Keywords: bank-statement,pdf,parser,transactions,polars,sqlite,parquet
Author: Jason Farrar
Author-email: Jason Farrar <farrar.jason1@gmail.com>
License-Expression: MIT
Classifier: Development Status :: 3 - Alpha
Classifier: Intended Audience :: Developers
Classifier: Intended Audience :: Financial and Insurance Industry
Classifier: License :: OSI Approved :: MIT License
Classifier: Operating System :: OS Independent
Classifier: Programming Language :: Python :: 3
Classifier: Programming Language :: Python :: 3.14
Classifier: Topic :: Office/Business :: Financial
Classifier: Topic :: Software Development :: Libraries :: Python Modules
Classifier: Typing :: Typed
Requires-Dist: dacite>=1.9.2
Requires-Dist: pdfplumber>=0.11.9
Requires-Dist: pikepdf>=10.3.0
Requires-Dist: polars>=1.36.1
Requires-Dist: xlsxwriter>=3.2.9
Requires-Python: >=3.14
Project-URL: Homepage, https://github.com/boscorat/bank_statement_parser
Project-URL: Repository, https://github.com/boscorat/bank_statement_parser
Project-URL: Issues, https://github.com/boscorat/bank_statement_parser/issues
Description-Content-Type: text/markdown

# bank-statement-parser

[![License: MIT](https://img.shields.io/badge/License-MIT-blue.svg)](https://opensource.org/licenses/MIT)
[![Python 3.14+](https://img.shields.io/badge/Python-3.14%2B-blue.svg)](https://www.python.org/downloads/)

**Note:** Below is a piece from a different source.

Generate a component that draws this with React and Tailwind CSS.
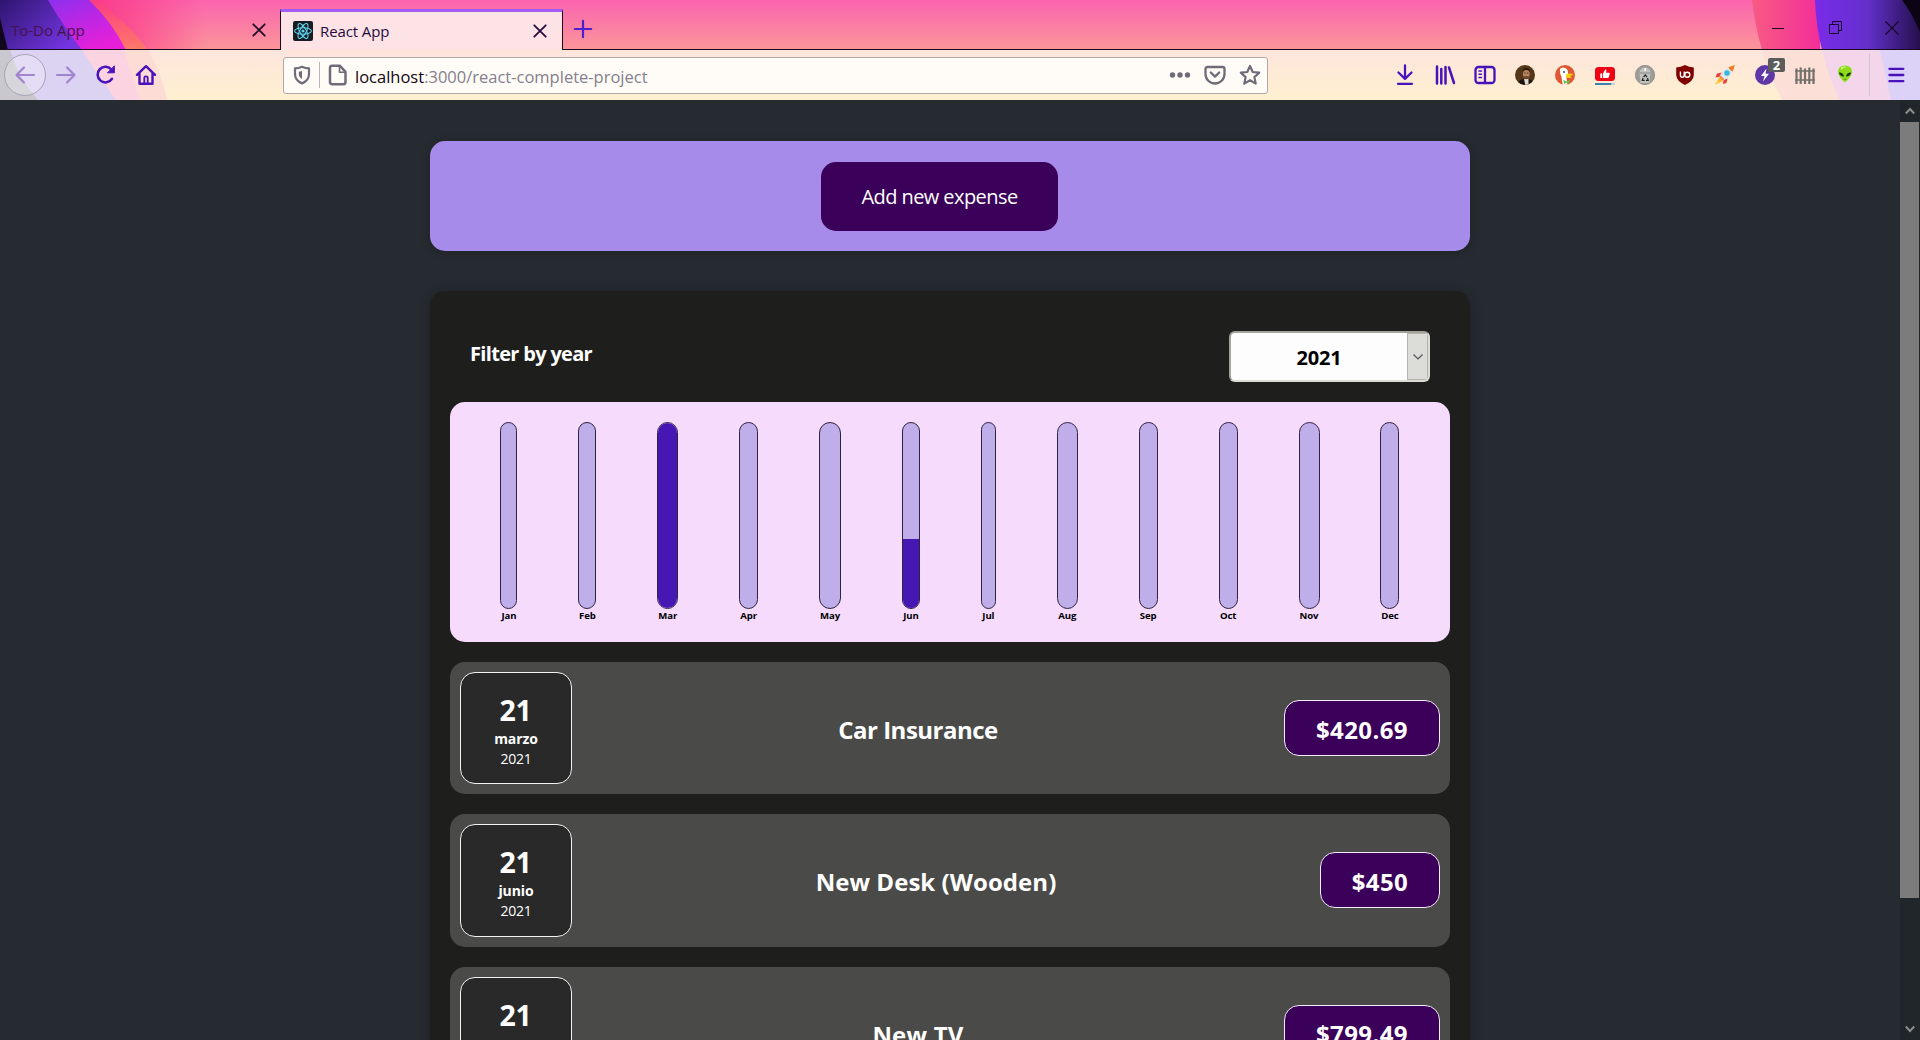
const months = [
  { name: "Jan", width: "w-[17px]", fill: 0 },
  { name: "Feb", width: "w-[18px]", fill: 0 },
  { name: "Mar", width: "w-[21px]", fill: 100 },
  { name: "Apr", width: "w-[19px]", fill: 0 },
  { name: "May", width: "w-[22px]", fill: 0 },
  { name: "Jun", width: "w-[18px]", fill: 37.5 },
  { name: "Jul", width: "w-[15px]", fill: 0 },
  { name: "Aug", width: "w-[21px]", fill: 0 },
  { name: "Sep", width: "w-[19px]", fill: 0 },
  { name: "Oct", width: "w-[19px]", fill: 0 },
  { name: "Nov", width: "w-[21px]", fill: 0 },
  { name: "Dec", width: "w-[19px]", fill: 0 },
];

const expenses = [
  { day: "21", month: "marzo", year: "2021", title: "Car Insurance", amount: "$420.69", tracking: "tracking-[-0.5px]", priceWidth: "w-[156px]" },
  { day: "21", month: "junio", year: "2021", title: "New Desk (Wooden)", amount: "$450", tracking: "tracking-[0.05px]", priceWidth: "w-[120px]" },
  { day: "21", title: "New TV", amount: "$799.49", tracking: "tracking-[0.2px]", priceWidth: "w-[156px]" },
];

/* ---------- Browser theme artwork ---------- */

function ThemeArt() {
  return (
    <svg className="absolute inset-0" width="1920" height="100" viewBox="0 0 1920 100" aria-hidden="true">
      <defs>
        <linearGradient id="pink" x1="0" y1="0" x2="0" y2="1">
          <stop offset="0" stopColor="#fb64ae" />
          <stop offset="0.5" stopColor="#fa7da4" />
          <stop offset="1" stopColor="#fb969a" />
        </linearGradient>
        <linearGradient id="indigoL" x1="0" y1="0" x2="1" y2="0.6">
          <stop offset="0" stopColor="#2d1670" />
          <stop offset="1" stopColor="#7434e0" />
        </linearGradient>
        <linearGradient id="violetL" x1="0" y1="0" x2="0.6" y2="1">
          <stop offset="0" stopColor="#8a30f0" />
          <stop offset="1" stopColor="#e81fd8" />
        </linearGradient>
        <linearGradient id="hotL" gradientUnits="userSpaceOnUse" x1="90" y1="0" x2="200" y2="-15">
          <stop offset="0" stopColor="#fb3a88" />
          <stop offset="1" stopColor="#fb3a88" stopOpacity="0" />
        </linearGradient>
        <linearGradient id="orangeL" x1="0" y1="0" x2="0" y2="1">
          <stop offset="0" stopColor="#fb3c84" />
          <stop offset="1" stopColor="#fd7a68" />
        </linearGradient>
        <linearGradient id="hotR" x1="0" y1="0" x2="1" y2="0">
          <stop offset="0" stopColor="#f85a84" />
          <stop offset="1" stopColor="#f22e98" />
        </linearGradient>
        <linearGradient id="indigoR" x1="0" y1="0" x2="1" y2="0">
          <stop offset="0" stopColor="#7a2bea" />
          <stop offset="0.5" stopColor="#6430cc" />
          <stop offset="1" stopColor="#24104c" />
        </linearGradient>
        <linearGradient id="wash" x1="0" y1="0" x2="0" y2="1">
          <stop offset="0" stopColor="#fde5dc" />
          <stop offset="1" stopColor="#fff0d0" />
        </linearGradient>
      </defs>
      <rect width="1920" height="50" fill="url(#pink)" />
      <path d="M84 0H260L220 50H120Z" fill="url(#hotL)" />
      <path d="M88 0H96Q128 22 148 50H120Z" fill="url(#orangeL)" />
      <path d="M40 0H89Q112 22 126 50H70Z" fill="url(#violetL)" />
      <path d="M0 0H48Q62 24 82 50H0Z" fill="url(#indigoL)" />
      <path d="M0 18L8 50H0Z" fill="#10061e" />
      <path d="M1752 0H1820V50H1762Q1755 25 1752 0Z" fill="url(#hotR)" />
      <path d="M1815 0H1920V50H1822Q1816 26 1815 0Z" fill="url(#indigoR)" />
      <path d="M1902 0H1920V32Q1913 15 1902 0Z" fill="#0c0414" />
      <rect y="50" width="1920" height="50" fill="url(#wash)" />
      <path d="M0 50H148Q162 74 167 100H0Z" fill="#fcdcd4" />
      <path d="M0 50H124L140 100H0Z" fill="#fcd3e0" />
      <path d="M0 50H82Q98 76 116 100H0Z" fill="#dcd2f2" />
      <path d="M0 50H10Q18 78 38 100H0Z" fill="#c9c8cf" />
      <path d="M1762 50H1920V100H1782Q1770 76 1762 50Z" fill="#fcdfd6" />
      <path d="M1822 50H1920V100H1840Q1828 76 1822 50Z" fill="#f3d6ea" />
      <path d="M1880 50H1920V100H1891Q1886 76 1880 50Z" fill="#dcd2f8" />
    </svg>
  );
}

/* ---------- Browser icons ---------- */

function Icon({ size = 22, width = 2.2, className = "", children }) {
  return (
    <svg className={className} width={size} height={size} viewBox="0 0 22 22" fill="none" stroke="currentColor" strokeWidth={width} strokeLinecap="round" strokeLinejoin="round">
      {children}
    </svg>
  );
}

const ArrowLeft = () => (<Icon><path d="M20 11H2.5M10 3.5L2.5 11L10 18.5" /></Icon>);
const ArrowRight = () => (<Icon><path d="M2 11H19.5M12 3.5L19.5 11L12 18.5" /></Icon>);
const Reload = () => (
  <Icon width={2.5}>
    <path d="M17 14.8A7.8 7.8 0 1 1 16.6 5.8" />
    <path d="M19.4 2.2V8.8H12.8Z" fill="currentColor" strokeWidth="1" />
  </Icon>
);
const Home = () => (
  <Icon width={2.4}>
    <path d="M2 10.8L11 2.2L20 10.8M4.5 9.5V19.8H17.5V9.5" />
    <path d="M9.3 19.5V13.6Q9.3 12.3 11 12.3Q12.7 12.3 12.7 13.6V19.5" strokeWidth="1.8" />
  </Icon>
);
const Close = () => (<Icon size={14} width={2.8}><path d="M2 2L20 20M20 2L2 20" /></Icon>);
const Plus = () => (<Icon size={20} width={2.4}><path d="M11 2V20M2 11H20" /></Icon>);
const Shield = () => (
  <Icon size={20} width={2.4}>
    <path d="M11 2C13.5 3.2 16 3.8 18.7 3.8V10C18.7 15 15.5 18.5 11 20.2C6.5 18.5 3.3 15 3.3 10V3.8C6 3.8 8.5 3.2 11 2Z" />
    <path d="M11 6.500V15.500C8.500 14 7.500 12 7.500 10V7.300Z" fill="currentColor" stroke="none" />
  </Icon>
);
const Page = () => (
  <Icon size={22} width={2.5}>
    <path d="M5 1.8H13L18.500 7.800V18Q18.500 20.300 16.300 20.300H5.200Q3 20.300 3 18V4Q3 1.800 5 1.800Z" />
    <path d="M12.500 2V8.300H18.300" strokeWidth="1.600" />
  </Icon>
);
const Dots = () => (
  <svg width="22" height="8" viewBox="0 0 22 8" fill="currentColor">
    <circle cx="3.500" cy="4" r="2.700" /><circle cx="11" cy="4" r="2.700" /><circle cx="18.500" cy="4" r="2.700" />
  </svg>
);
const Pocket = () => (
  <Icon width={2.3}>
    <path d="M3.500 3H18.500Q20.500 3 20.500 5V10A9.500 9.500 0 0 1 1.500 10V5Q1.500 3 3.500 3Z" />
    <path d="M6.800 8.500L11 12.600L15.200 8.500" />
  </Icon>
);
const Star = () => (
  <Icon width={2.2}>
    <path d="M11 2L13.700 8L20.200 8.700L15.400 13.100L16.700 19.600L11 16.300L5.300 19.600L6.600 13.100L1.800 8.700L8.300 8Z" />
  </Icon>
);
const Download = () => (<Icon width={2.3}><path d="M11 1.500V14.500M4.500 8.500L11 14.800L17.500 8.500M4 19.800H18" /></Icon>);
const Library = () => (<Icon width={2.5}><path d="M3 2.500V19.500M7.300 5V19.500M11.500 3V19.500M15 3.500L20 19" /></Icon>);
const Sidebar = () => (
  <Icon width={2.3}>
    <rect x="1.500" y="3" width="19" height="16" rx="3" />
    <path d="M11 3V19" /><path d="M5 7H7.500M5 10.300H7.500M5 13.500H7.500" strokeWidth="1.500" />
  </Icon>
);
const Menu = () => (<Icon size={18} width={2.8}><path d="M3 3.500H20M3 11H20M3 18.500H20" /></Icon>);

function ReactBadge() {
  return (
    <svg width="20" height="20" viewBox="0 0 20 20" fill="none" stroke="#5fd3ee" strokeWidth="1.100">
      <rect width="20" height="20" rx="2" fill="#161c22" stroke="none" />
      <ellipse cx="10" cy="10" rx="8.400" ry="3.200" />
      <ellipse cx="10" cy="10" rx="8.400" ry="3.200" transform="rotate(60 10 10)" />
      <ellipse cx="10" cy="10" rx="8.400" ry="3.200" transform="rotate(120 10 10)" />
      <circle cx="10" cy="10" r="1.600" fill="#5fd3ee" stroke="none" />
    </svg>
  );
}

function Avatar() {
  return (
    <svg width="20" height="20" viewBox="0 0 20 20">
      <defs><clipPath id="avatar"><circle cx="10" cy="10" r="10" /></clipPath></defs>
      <g clipPath="url(#avatar)">
        <rect width="20" height="20" fill="#543618" />
        <path d="M2 20Q4 14.500 8.500 14L13 13.500Q18 15 19 20Z" fill="#18140f" />
        <path d="M9 14L10.300 20H13.500L13.500 13.500Z" fill="#e0dad2" />
        <ellipse cx="11.300" cy="9" rx="3.400" ry="5" fill="#b98562" />
        <path d="M7.700 7Q7.500 3 11.300 3Q15.200 3 14.900 7Q13.500 5 11.300 5Q9 5 7.700 7Z" fill="#2a180c" />
        <path d="M8.200 10.800Q9.500 12 11.300 11Q13 12 14.400 10.800Q13.800 14.300 11.300 14.300Q8.800 14.300 8.200 10.800Z" fill="#6a4028" />
        <path d="M9.300 8H10.600M12.100 8H13.400" stroke="#2a180c" strokeWidth="0.900" />
      </g>
    </svg>
  );
}

function Duck() {
  return (
    <svg width="20" height="20" viewBox="0 0 20 20">
      <circle cx="10" cy="10" r="10" fill="#de5833" />
      <path d="M5 4Q7 1.500 10 3Q13.500 4.500 13 9L11.500 13L12.500 19.600Q10 20.400 7.600 19.600L6.500 12Q4.500 8 5 4Z" fill="#fff" />
      <path d="M11 9.200Q15 8 18.500 9Q17.500 10.500 15 11Q17 12 16.500 12.800Q13 13.500 11 12Z" fill="#fdd20a" />
      <path d="M8.500 15L11.500 16.500L14.500 14.800V18.500L11.500 17.500L9 19Z" fill="#65bc46" />
      <circle cx="9" cy="7" r="1" fill="#2d4f8e" />
    </svg>
  );
}

function ThumbVideo() {
  return (
    <svg width="20" height="20" viewBox="0 0 20 20">
      <rect y="2" width="20" height="14" rx="3.500" fill="#f00014" />
      <path d="M5.300 8.500H7.200V13H5.300ZM8 8.500L10.300 4.300Q11.800 4.300 11.300 6.500L11 7.700H14Q15 8 14.700 9.300L13.800 12.300Q13.500 13 12.500 13H8Z" fill="#fff" />
      <rect y="18" width="16.500" height="2" fill="#3c82ae" /><rect x="16.500" y="18" width="3.500" height="2" fill="#c2d0d4" />
    </svg>
  );
}

function Recycler() {
  return (
    <svg width="20" height="20" viewBox="0 0 20 20" fill="none">
      <circle cx="10" cy="10" r="9.700" fill="#9c9c98" stroke="#7b7b78" strokeWidth="0.600" />
      <path d="M4.500 8Q4.500 3 10 2.500Q15.500 3 15.500 8L14.500 18H5.500Z" fill="#c2c2be" />
      <path d="M4.500 8H15.500" stroke="#8c8c8c" /><path d="M10.200 3V6" stroke="#fff" strokeWidth="1.500" />
      <path d="M8.600 12L10.300 9.900L12 12M12.500 13L13.200 15.300H10.900M9.600 15.300H7.300L8 13" stroke="#222" strokeWidth="1.200" />
    </svg>
  );
}

function UShield() {
  return (
    <svg width="20" height="20" viewBox="0 0 20 20" fill="none" stroke="#fff" strokeWidth="1.400">
      <path d="M10 0Q14 2.300 18.800 2.500V10Q18.500 16 10 20Q1.500 16 1.200 10V2.500Q6 2.300 10 0Z" fill="#800000" stroke="none" />
      <path d="M5.400 6.500V10Q5.400 12.300 7.300 12.300Q9.200 12.300 9.200 10V6.500" /><circle cx="12.300" cy="9.800" r="2.500" />
    </svg>
  );
}

function Rocket() {
  return (
    <svg width="20" height="20" viewBox="0 0 20 20">
      <path d="M4.500 12L0 19.800L8 16Z" fill="#fdb62e" />
      <path d="M2.500 16L1 19L4.500 17Z" fill="#f4e04a" />
      <path d="M6.500 7.500L2 8.500L0.500 12.500L6 11.500ZM12.500 13.500L11.500 18L8 19L8.500 14.500Z" fill="#e8423a" />
      <path d="M4.500 12Q7 4.500 14 2L18 6Q15.500 13 8 15.500Z" fill="#dfe6ea" />
      <path d="M13.500 2.200L19.800 0L17.800 6.500Q14.500 5.500 13.500 2.200Z" fill="#ee7a22" />
      <circle cx="12" cy="8" r="2.700" fill="#35b5e0" /><path d="M5.500 10.500L9.500 14.500L7.500 15.600L4.400 12.500Z" fill="#ef8a3c" />
    </svg>
  );
}

function Bolt() {
  return (
    <svg width="20" height="20" viewBox="0 0 20 20">
      <circle cx="10" cy="10" r="10" fill="#5f38a8" />
      <path d="M11.500 3.500L6 11H9.500L8 16.500L14 8.800H10.500Z" fill="#fff" />
    </svg>
  );
}

function Fence() {
  return (
    <svg width="20" height="18" viewBox="0 0 20 18" fill="none" stroke="#74706c">
      <path d="M1.500 18V2.500M5.700 18V1.500M10 18V2.500M14.300 18V1.500M18.500 18V2.500" strokeWidth="2.200" />
      <path d="M0 5H20M0 14H20" strokeWidth="1.500" />
    </svg>
  );
}

function Alien() {
  return (
    <svg width="16" height="18" viewBox="0 0 16 18">
      <path d="M8 0.500Q15 0.800 15 7Q14.500 12 8 17.500Q1.500 12 1 7Q1 0.800 8 0.500Z" fill="#8fdc1e" />
      <path d="M4 2.500Q7 0.800 10 2Q6 2.500 4 5Z" fill="#ccf580" />
      <path d="M2 7.200Q6.500 7.500 7 11.500Q2.500 11.500 2 7.200ZM14 7.200Q9.500 7.500 9 11.500Q13.500 11.500 14 7.200Z" fill="#15331a" />
      <path d="M6.500 14.300H9.500" stroke="#4a8a14" strokeWidth="0.800" />
    </svg>
  );
}

/* ---------- Browser chrome ---------- */

function Slot({ children }) {
  return <div className="relative flex h-full w-10 shrink-0 items-center justify-center">{children}</div>;
}

function TabStrip() {
  return (
    <div className="flex h-[50px] items-end text-[15px] leading-5 text-[#260a3e]">
      <div className="flex h-10 w-[280px] items-center justify-between border-b border-[#1a0a20] pr-3.5 pl-[11px] text-[#45104c]">
        <span>To-Do App</span>
        <span className="text-[#200a28]"><Close /></span>
      </div>
      <div className="flex h-[41px] w-[283px] items-center justify-between border-x border-t-[3px] border-x-[#1a0a20] border-t-[#a45cf6] bg-[#fde3e6] pr-[15px] pl-3">
        <span className="flex items-center gap-[7px]">
          <ReactBadge />
          <span className="tracking-[-0.1px]">React App</span>
        </span>
        <Close />
      </div>
      <div className="flex h-10 flex-1 items-center border-b border-[#1a0a20] pl-2.5 text-[#4c1fd0]">
        <div className="-mt-0.5"><Plus /></div>
        <div className="ml-auto flex items-center text-[#1c0626]">
          <svg className="-mt-1 mr-[45px]" width="12" height="14" viewBox="0 0 12 14" stroke="currentColor"><path d="M0 7.500H12" /></svg>
          <svg className="-mt-1 mr-[43px]" width="13" height="13" viewBox="0 0 13 13" fill="none" stroke="currentColor"><path d="M0.500 3.500H9.500V12.500H0.500ZM3.500 3.500V0.500H12.500V9.500H9.500" /></svg>
          <svg className="-mt-1 mr-[21px]" width="14" height="14" viewBox="0 0 14 14" stroke="currentColor" strokeWidth="1.200"><path d="M0.500 0.500L13.500 13.500M13.500 0.500L0.500 13.500" /></svg>
        </div>
      </div>
    </div>
  );
}

function Toolbar() {
  return (
    <div className="flex h-[50px] items-center text-[#4a12bb]">
      <div className="ml-1 flex size-[42px] shrink-0 items-center justify-center rounded-full border border-[#a9a3b5] bg-white/25 text-[#a184cf]">
        <ArrowLeft />
      </div>
      <div className="flex w-10 shrink-0 justify-center text-[#a184cf]"><ArrowRight /></div>
      <Slot><Reload /></Slot>
      <Slot><Home /></Slot>

      <div className="ml-[117px] flex h-[37px] w-[985px] shrink-0 items-center rounded-[3px] border border-[#b3a6a6] bg-[#fffcf8] text-[#6f6b78]">
        <div className="flex w-[35px] justify-center"><Shield /></div>
        <div className="h-[26px] w-px bg-[#b8b4b8]" />
        <div className="ml-[7px]"><Page /></div>
        <div className="ml-1.5 pt-[3px] text-[16.5px] leading-5 whitespace-nowrap text-[#85808c]">
          <span className="text-[#14060f]">localhost</span>:3000/react-complete-project
        </div>
        <div className="ml-auto flex items-center">
          <div className="flex w-[35px] justify-center"><Dots /></div>
          <div className="flex w-[35px] justify-center"><Pocket /></div>
          <div className="flex w-[35px] justify-center"><Star /></div>
        </div>
      </div>

      <div className="ml-[117px] flex h-full">
        <Slot><Download /></Slot>
        <Slot><Library /></Slot>
        <Slot><Sidebar /></Slot>
        <Slot><Avatar /></Slot>
        <Slot><Duck /></Slot>
        <Slot><ThumbVideo /></Slot>
        <Slot><Recycler /></Slot>
        <Slot><UShield /></Slot>
        <Slot><Rocket /></Slot>
        <Slot>
          <Bolt />
          <span className="absolute top-2 left-[23px] flex h-[14px] w-[17px] items-center justify-center rounded-[2px] bg-[#5d5c5c] text-[13px] leading-none font-bold text-white">2</span>
        </Slot>
        <Slot><Fence /></Slot>
        <Slot><div className="-mt-0.5"><Alien /></div></Slot>
      </div>
      <div className="ml-1 h-[42px] w-px bg-[#cfc0cc]" />
      <div className="ml-[17px]"><Menu /></div>
    </div>
  );
}

/* ---------- Page content ---------- */

function NewExpense() {
  return (
    <div className="flex h-[110px] shrink-0 items-center justify-center rounded-[15px] bg-[#a78bea] pr-[21px] shadow-[0_1px_8px_rgba(0,0,0,0.25)]">
      <button className="h-[69px] w-[237px] rounded-[15px] bg-[#3b0059] pt-0.5 text-xl tracking-[-0.57px] text-white">Add new expense</button>
    </div>
  );
}

function YearFilter() {
  return (
    <div className="flex h-[51px] items-center justify-between px-5">
      <span className="pb-1.5 text-xl leading-7 font-bold tracking-[-0.68px] text-white">Filter by year</span>
      <div className="flex h-[51px] w-[201px] overflow-hidden rounded-md border-2 border-[#a3a39c] border-r-[#dcdcd4] border-b-[#dcdcd4] bg-[#fdfdfd]">
        <div className="flex flex-1 items-center justify-center pt-0.5 text-xl font-bold tracking-[-0.2px] text-black">2021</div>
        <div className="flex w-[21px] items-center justify-center border border-[#b4b4ac] bg-[#dcdcd8]">
          <svg width="10" height="6" viewBox="0 0 10 6" fill="none" stroke="#555" strokeWidth="1.200"><path d="M0.500 0.500L5 5L9.500 0.500" /></svg>
        </div>
      </div>
    </div>
  );
}

function Chart() {
  return (
    <div className="mt-5 flex h-60 justify-around rounded-[15px] bg-[#f6dbfd] p-5">
      {months.map((m) => (
        <div key={m.name} className={`flex flex-col items-center ${m.width}`}>
          <div className="flex h-[187px] w-full flex-col justify-end overflow-hidden rounded-full border border-[#2d2540] bg-[#bfaeea]">
            <div className="bg-[#4717b3]" style={{ height: `${m.fill}%` }} />
          </div>
          <div className="mt-px text-[9.6px] leading-3 font-bold tracking-[-0.1px] text-black">{m.name}</div>
        </div>
      ))}
    </div>
  );
}

function ExpenseItem({ item }) {
  return (
    <div className="mt-5 flex h-[132.3px] items-center justify-between rounded-[15px] bg-[#4a4a48] p-2.5 text-white">
      <div className="flex h-full w-28 shrink-0 flex-col items-center rounded-[15px] border border-[#f2f2f2] bg-[#292929] pt-[19px]">
        <span className="pr-px text-[28.5px] leading-9 font-bold tracking-[-0.3px]">{item.day}</span>
        {item.month && <span className="pt-px text-sm leading-5 font-bold tracking-[-0.1px]">{item.month}</span>}
        {item.year && <span className="text-sm leading-5 tracking-[-0.2px]">{item.year}</span>}
      </div>
      <h2 className={`pt-1 pr-5 text-2xl font-bold ${item.tracking}`}>{item.title}</h2>
      <div className={`flex h-[56px] items-center justify-center rounded-[15px] border border-[#f4ecf8] bg-[#3b0059] pt-[3px] text-2xl font-bold tracking-[0.4px] ${item.priceWidth}`}>
        {item.amount}
      </div>
    </div>
  );
}

function Scrollbar() {
  return (
    <div className="flex w-5 shrink-0 flex-col bg-[#21262a]">
      <svg className="my-1.5 ml-[5px] shrink-0" width="10" height="10" viewBox="0 0 10 10" fill="none" stroke="#8c8c8c" strokeWidth="2"><path d="M0.800 7.500L5 3L9.200 7.500" /></svg>
      <div className="h-[776px] w-[19px] shrink-0 bg-[#7c7c7c]" />
      <svg className="mt-auto mb-1.5 ml-[5px] shrink-0" width="10" height="10" viewBox="0 0 10 10" fill="none" stroke="#8c8c8c" strokeWidth="2"><path d="M0.800 2.500L5 7L9.200 2.500" /></svg>
    </div>
  );
}

export default function App() {
  return (
    <div className="flex h-[1040px] w-[1920px] flex-col overflow-hidden bg-[#262b31] font-['Open_Sans','Noto_Sans',sans-serif]">
      <header className="relative h-[100px] shrink-0">
        <ThemeArt />
        <div className="relative">
          <TabStrip />
          <Toolbar />
        </div>
      </header>
      <div className="flex min-h-0 flex-1">
        <main className="flex min-w-0 flex-1 justify-center overflow-hidden pt-[41px]">
          <div className="flex w-[1040px] flex-col">
            <NewExpense />
            <section className="mt-10 shrink-0 rounded-[15px] bg-[#1e1e1d] px-5 pt-10 pb-5 shadow-[0_1px_12px_rgba(0,0,0,0.25)]">
              <YearFilter />
              <Chart />
              {expenses.map((e) => <ExpenseItem key={e.title} item={e} />)}
            </section>
          </div>
        </main>
        <Scrollbar />
      </div>
    </div>
  );
}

Parse bank statement PDFs, extract structured transaction data, validate
financial information through checks and balances, and persist results to
Parquet files and a SQLite star-schema data mart. Export reports as Excel
workbooks or CSV files.

## Features

- **PDF extraction** — configurable pattern-based parsing of bank statement
  PDFs using pdfplumber.
- **Checks and balances** — automatic validation of opening/closing balances,
  payment totals, and running balances against statement header values.
- **Dual persistence** — write results to Parquet files, a SQLite database, or
  both.
- **Star-schema data mart** — automatically builds dimension and fact tables
  (`DimTime`, `DimAccount`, `DimStatement`, `FactTransaction`, `FactBalance`)
  plus a `GapReport` for detecting missing statements.
- **Dual report backends** — read the same report classes from either Parquet
  or SQLite, with identical schemas.
- **Export** — single flat transactions table (default) or separate star-schema
  tables, as Excel and/or CSV.
- **PDF anonymisation** — redact personally identifiable information from
  statement PDFs using a user-supplied mapping file. Transaction descriptions
  are scrambled so merchant names cannot be recovered.
- **Parallel processing** — async + multiprocess batch mode for large PDF sets.
- **Cross-platform** — pure Python with no OS-specific dependencies.

## Installation

Requires **Python 3.14** or later.

### From PyPI

The recommended way to install for most users. Both `pipx` and `uv tool`
create an isolated virtualenv and put `bsp` on your `$PATH`.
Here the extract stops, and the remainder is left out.